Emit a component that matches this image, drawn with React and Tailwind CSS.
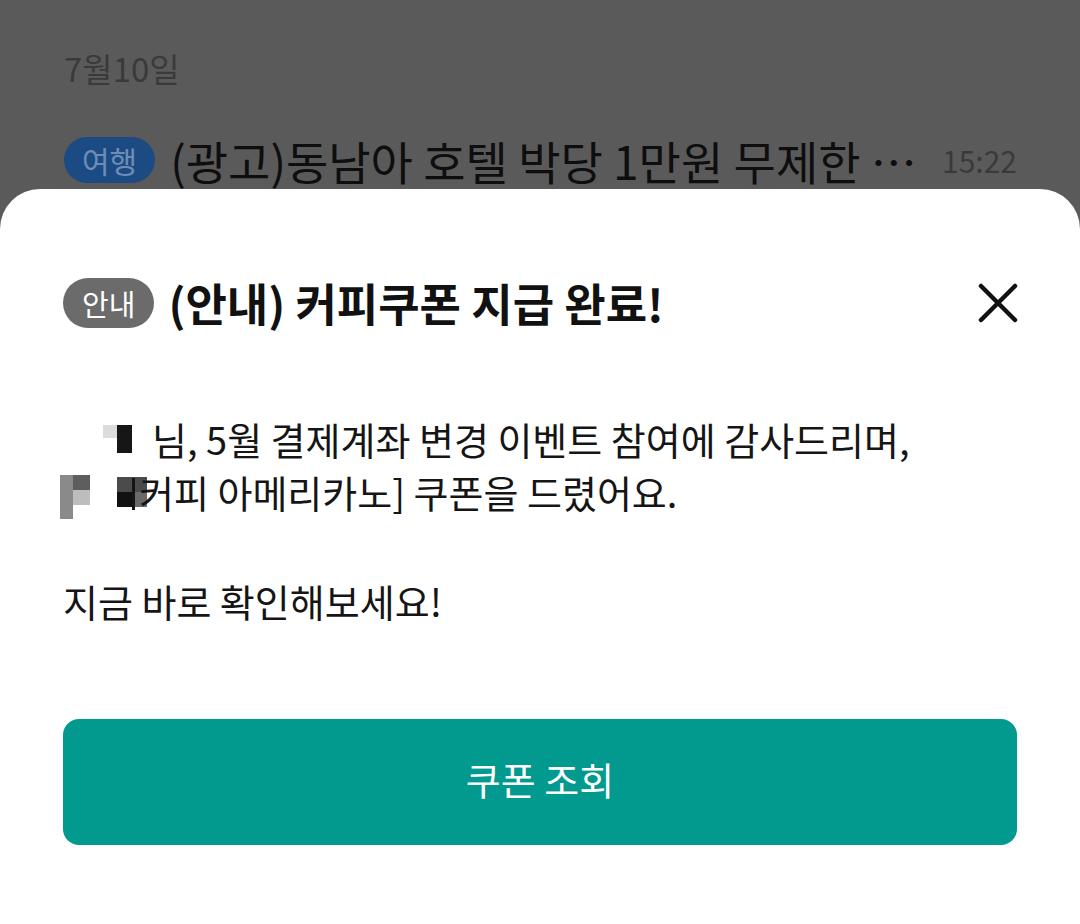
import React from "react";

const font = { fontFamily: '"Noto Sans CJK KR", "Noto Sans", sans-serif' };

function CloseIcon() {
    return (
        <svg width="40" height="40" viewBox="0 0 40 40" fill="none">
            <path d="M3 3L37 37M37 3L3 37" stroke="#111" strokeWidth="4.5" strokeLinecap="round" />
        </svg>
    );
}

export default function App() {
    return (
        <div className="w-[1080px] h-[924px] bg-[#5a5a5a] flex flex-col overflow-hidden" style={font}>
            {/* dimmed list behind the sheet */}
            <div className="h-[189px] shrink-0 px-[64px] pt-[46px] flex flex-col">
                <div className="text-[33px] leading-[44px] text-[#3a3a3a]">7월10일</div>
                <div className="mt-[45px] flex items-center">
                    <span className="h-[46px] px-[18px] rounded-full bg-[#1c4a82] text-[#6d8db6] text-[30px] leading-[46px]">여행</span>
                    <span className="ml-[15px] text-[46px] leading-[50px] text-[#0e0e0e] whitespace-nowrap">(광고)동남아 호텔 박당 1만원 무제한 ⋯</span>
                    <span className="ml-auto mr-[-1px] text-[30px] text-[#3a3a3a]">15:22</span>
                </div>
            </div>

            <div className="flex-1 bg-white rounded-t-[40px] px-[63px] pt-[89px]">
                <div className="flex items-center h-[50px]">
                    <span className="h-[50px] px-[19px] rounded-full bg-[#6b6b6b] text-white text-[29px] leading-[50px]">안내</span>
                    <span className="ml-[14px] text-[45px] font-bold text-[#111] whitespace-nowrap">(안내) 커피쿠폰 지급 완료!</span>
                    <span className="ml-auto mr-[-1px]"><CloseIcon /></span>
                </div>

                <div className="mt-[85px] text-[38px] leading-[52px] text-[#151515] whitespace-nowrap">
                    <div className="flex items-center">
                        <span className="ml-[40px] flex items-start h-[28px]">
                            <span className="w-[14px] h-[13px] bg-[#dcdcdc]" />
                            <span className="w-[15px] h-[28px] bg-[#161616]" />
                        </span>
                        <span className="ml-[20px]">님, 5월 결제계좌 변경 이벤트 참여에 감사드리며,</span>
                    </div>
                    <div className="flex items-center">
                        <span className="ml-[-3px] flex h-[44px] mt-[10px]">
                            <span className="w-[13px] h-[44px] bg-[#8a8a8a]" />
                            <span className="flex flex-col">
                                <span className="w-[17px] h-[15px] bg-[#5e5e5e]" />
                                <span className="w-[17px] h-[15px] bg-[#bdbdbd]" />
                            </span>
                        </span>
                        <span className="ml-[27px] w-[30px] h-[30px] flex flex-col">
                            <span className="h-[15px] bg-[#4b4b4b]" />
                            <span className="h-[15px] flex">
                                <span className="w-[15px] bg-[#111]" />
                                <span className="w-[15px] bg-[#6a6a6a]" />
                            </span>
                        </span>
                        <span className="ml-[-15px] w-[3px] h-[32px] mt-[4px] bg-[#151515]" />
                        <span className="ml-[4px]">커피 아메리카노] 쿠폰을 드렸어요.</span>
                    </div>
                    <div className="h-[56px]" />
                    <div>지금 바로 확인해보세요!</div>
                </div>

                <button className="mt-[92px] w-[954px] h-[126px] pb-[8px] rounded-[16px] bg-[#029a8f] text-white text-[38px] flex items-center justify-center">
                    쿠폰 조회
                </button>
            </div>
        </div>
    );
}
---
> [Aim of the task] Pick every line with "React" in it and copy it.

> [Response]
Emit a component that matches this image, drawn with React and Tailwind CSS.
import React from "react";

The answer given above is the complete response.